- _SHORT EXERCISE_
Read through the data and report every line in which the word "components" occurs.

- _DATA LINES_
— begin —

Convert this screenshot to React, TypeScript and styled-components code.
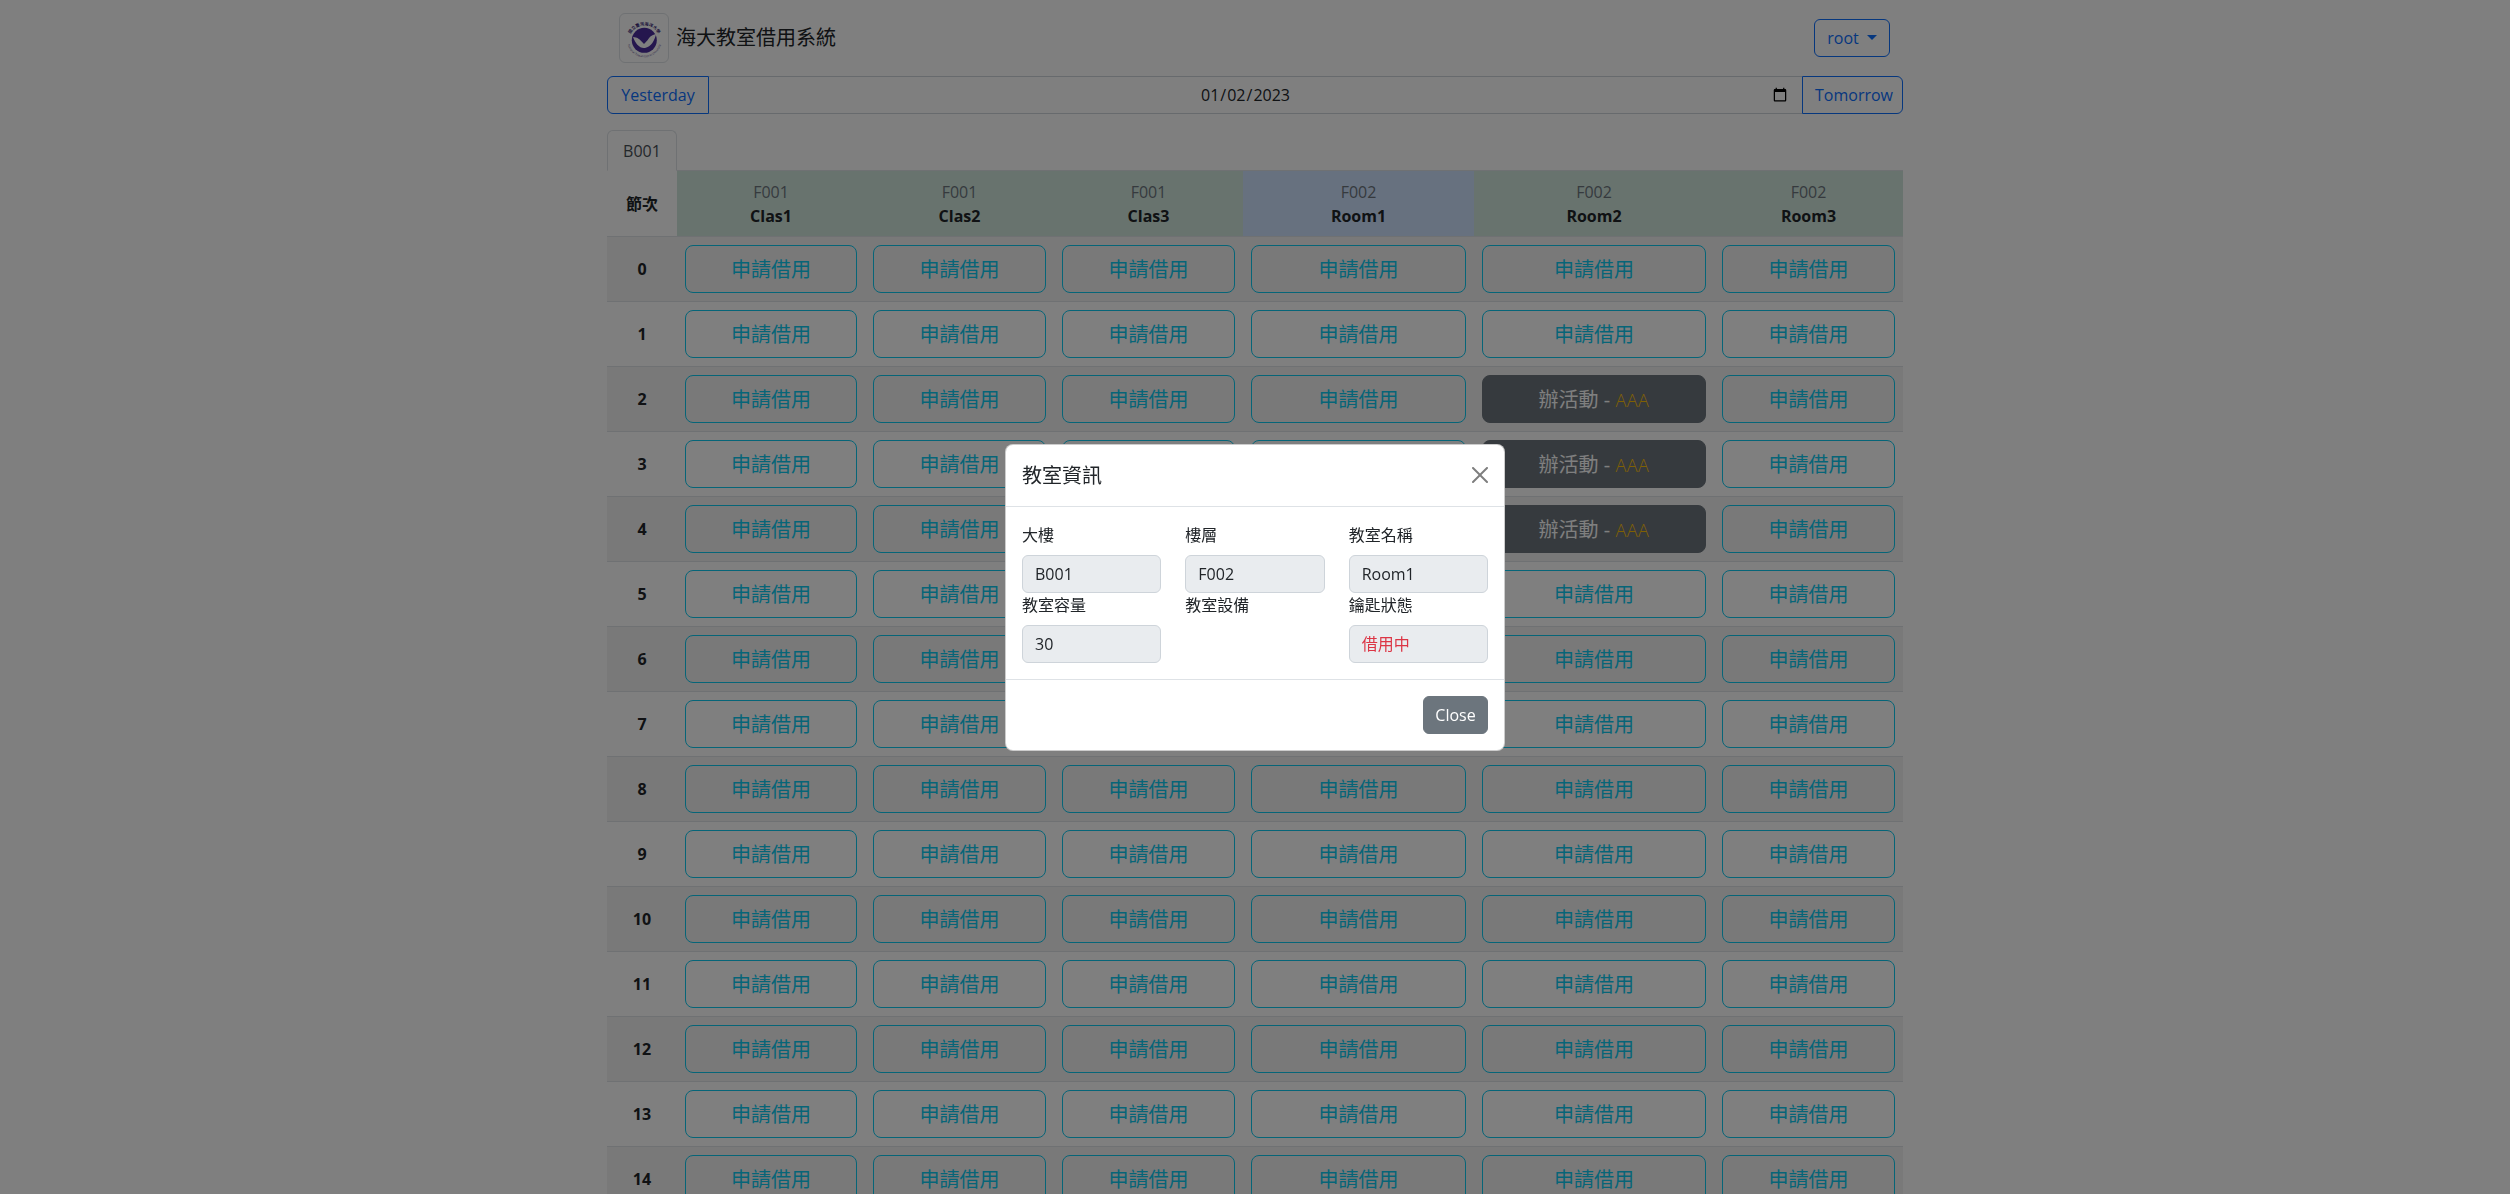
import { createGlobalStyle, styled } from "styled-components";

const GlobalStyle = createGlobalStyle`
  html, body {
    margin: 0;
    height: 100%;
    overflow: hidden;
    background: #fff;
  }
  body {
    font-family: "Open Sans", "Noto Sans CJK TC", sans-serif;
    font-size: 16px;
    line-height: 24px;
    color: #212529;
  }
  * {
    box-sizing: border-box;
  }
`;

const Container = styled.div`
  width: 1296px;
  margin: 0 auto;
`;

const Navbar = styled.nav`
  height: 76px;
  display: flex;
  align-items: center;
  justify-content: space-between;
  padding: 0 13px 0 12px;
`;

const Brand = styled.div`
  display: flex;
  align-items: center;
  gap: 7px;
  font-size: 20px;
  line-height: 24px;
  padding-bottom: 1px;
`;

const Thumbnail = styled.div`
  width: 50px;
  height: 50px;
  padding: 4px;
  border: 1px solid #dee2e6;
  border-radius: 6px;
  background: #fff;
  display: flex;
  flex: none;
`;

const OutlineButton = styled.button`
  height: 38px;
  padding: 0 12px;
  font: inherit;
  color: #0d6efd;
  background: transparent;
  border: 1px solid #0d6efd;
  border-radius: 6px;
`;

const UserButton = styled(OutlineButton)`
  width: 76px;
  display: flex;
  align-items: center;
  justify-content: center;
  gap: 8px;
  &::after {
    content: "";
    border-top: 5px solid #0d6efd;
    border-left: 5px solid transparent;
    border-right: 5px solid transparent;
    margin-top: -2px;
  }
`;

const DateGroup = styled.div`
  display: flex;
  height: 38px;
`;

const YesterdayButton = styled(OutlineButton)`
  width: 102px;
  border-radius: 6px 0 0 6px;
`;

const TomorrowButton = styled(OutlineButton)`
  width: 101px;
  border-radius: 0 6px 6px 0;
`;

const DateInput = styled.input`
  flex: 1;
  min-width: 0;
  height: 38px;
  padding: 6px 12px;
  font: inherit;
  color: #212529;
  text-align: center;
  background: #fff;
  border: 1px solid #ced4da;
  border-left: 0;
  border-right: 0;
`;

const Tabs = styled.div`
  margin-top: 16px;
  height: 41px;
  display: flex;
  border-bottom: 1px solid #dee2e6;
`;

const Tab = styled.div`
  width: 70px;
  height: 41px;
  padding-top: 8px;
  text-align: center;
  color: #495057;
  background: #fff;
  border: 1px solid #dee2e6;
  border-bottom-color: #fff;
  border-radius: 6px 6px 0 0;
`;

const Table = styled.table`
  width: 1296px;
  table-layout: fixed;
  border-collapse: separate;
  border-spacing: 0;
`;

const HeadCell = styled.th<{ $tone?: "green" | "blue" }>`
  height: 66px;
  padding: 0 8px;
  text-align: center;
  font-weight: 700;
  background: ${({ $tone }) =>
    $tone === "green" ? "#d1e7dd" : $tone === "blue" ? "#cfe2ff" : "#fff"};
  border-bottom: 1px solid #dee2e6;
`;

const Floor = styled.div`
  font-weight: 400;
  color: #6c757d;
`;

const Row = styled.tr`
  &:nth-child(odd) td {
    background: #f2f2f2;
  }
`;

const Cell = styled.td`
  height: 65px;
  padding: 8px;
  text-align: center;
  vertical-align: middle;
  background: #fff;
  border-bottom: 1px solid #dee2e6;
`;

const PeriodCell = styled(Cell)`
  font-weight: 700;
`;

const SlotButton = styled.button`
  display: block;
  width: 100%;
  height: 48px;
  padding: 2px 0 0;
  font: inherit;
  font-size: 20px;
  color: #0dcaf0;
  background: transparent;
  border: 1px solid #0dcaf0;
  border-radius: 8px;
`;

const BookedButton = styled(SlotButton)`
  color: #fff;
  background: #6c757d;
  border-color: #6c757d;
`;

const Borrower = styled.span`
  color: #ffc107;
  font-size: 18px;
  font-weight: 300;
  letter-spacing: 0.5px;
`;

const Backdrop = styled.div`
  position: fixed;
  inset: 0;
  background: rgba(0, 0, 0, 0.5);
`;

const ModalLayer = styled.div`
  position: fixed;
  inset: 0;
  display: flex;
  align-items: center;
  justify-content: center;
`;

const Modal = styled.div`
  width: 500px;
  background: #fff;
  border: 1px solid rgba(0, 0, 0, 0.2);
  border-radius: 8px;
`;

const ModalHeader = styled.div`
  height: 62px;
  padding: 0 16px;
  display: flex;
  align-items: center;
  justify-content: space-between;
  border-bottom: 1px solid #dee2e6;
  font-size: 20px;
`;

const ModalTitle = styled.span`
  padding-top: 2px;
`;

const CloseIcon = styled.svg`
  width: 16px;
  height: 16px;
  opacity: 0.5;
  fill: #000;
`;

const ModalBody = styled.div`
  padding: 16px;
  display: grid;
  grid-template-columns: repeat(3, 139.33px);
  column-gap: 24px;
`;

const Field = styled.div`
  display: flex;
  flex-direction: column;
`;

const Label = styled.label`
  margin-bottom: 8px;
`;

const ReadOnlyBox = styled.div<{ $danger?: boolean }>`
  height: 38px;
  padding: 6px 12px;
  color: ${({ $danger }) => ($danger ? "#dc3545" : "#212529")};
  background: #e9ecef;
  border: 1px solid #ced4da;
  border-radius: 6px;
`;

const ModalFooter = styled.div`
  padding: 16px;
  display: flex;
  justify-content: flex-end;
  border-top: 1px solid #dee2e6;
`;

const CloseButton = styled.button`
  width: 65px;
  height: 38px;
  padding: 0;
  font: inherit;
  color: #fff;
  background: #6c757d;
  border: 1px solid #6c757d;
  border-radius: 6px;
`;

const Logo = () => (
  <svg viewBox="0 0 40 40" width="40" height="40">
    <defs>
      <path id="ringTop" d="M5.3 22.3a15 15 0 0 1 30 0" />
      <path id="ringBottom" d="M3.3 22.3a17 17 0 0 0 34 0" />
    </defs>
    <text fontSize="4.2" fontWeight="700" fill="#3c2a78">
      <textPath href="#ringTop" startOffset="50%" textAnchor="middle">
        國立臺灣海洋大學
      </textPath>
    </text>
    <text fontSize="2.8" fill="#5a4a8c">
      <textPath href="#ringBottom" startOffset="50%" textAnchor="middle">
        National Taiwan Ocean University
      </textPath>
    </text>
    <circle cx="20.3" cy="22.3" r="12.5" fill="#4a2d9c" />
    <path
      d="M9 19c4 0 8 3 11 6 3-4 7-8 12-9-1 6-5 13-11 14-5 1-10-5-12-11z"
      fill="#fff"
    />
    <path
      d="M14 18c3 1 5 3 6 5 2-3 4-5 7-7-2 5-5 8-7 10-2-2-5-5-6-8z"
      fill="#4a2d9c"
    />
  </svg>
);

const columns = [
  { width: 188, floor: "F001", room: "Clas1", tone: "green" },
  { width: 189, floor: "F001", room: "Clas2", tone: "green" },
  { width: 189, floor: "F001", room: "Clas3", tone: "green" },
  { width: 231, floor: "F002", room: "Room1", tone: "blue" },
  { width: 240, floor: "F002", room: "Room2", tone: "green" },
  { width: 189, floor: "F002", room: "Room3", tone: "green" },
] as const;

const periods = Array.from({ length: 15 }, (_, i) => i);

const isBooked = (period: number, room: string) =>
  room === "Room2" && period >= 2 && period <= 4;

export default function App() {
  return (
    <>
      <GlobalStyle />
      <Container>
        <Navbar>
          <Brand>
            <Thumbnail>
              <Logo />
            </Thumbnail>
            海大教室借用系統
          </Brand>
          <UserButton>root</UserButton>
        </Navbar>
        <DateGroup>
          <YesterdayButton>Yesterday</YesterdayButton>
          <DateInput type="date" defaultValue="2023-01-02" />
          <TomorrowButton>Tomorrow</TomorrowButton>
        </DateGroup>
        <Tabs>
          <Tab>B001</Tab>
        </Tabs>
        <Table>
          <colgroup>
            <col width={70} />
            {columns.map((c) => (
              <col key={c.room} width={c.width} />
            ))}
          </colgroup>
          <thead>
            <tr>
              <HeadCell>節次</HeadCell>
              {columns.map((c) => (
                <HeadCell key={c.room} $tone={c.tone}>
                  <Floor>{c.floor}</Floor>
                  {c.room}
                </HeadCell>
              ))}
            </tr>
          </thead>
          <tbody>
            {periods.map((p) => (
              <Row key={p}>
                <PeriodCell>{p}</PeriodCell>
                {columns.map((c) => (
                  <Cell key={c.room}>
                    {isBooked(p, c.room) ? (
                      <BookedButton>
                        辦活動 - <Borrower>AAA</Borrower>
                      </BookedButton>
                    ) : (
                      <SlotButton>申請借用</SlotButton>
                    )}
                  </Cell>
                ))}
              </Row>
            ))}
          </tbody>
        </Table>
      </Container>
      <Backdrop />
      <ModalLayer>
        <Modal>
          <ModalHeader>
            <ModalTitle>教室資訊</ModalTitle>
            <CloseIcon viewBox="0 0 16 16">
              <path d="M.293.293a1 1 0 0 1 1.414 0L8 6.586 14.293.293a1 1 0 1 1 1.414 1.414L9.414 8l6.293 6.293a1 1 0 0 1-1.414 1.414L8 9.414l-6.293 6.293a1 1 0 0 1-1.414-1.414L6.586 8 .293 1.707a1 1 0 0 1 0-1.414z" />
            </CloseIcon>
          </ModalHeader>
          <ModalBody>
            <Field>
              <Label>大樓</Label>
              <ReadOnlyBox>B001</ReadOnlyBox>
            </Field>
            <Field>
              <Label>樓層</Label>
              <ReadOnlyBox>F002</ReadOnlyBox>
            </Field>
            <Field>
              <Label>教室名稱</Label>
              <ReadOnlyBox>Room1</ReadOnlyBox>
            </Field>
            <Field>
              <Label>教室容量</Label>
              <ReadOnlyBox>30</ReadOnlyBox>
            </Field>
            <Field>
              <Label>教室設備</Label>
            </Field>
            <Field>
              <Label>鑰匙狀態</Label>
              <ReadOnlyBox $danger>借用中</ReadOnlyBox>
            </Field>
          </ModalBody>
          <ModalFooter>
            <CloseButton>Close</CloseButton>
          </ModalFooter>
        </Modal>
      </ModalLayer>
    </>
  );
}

— end —

- _RESULT_
Convert this screenshot to React, TypeScript and styled-components code.
import { createGlobalStyle, styled } from "styled-components";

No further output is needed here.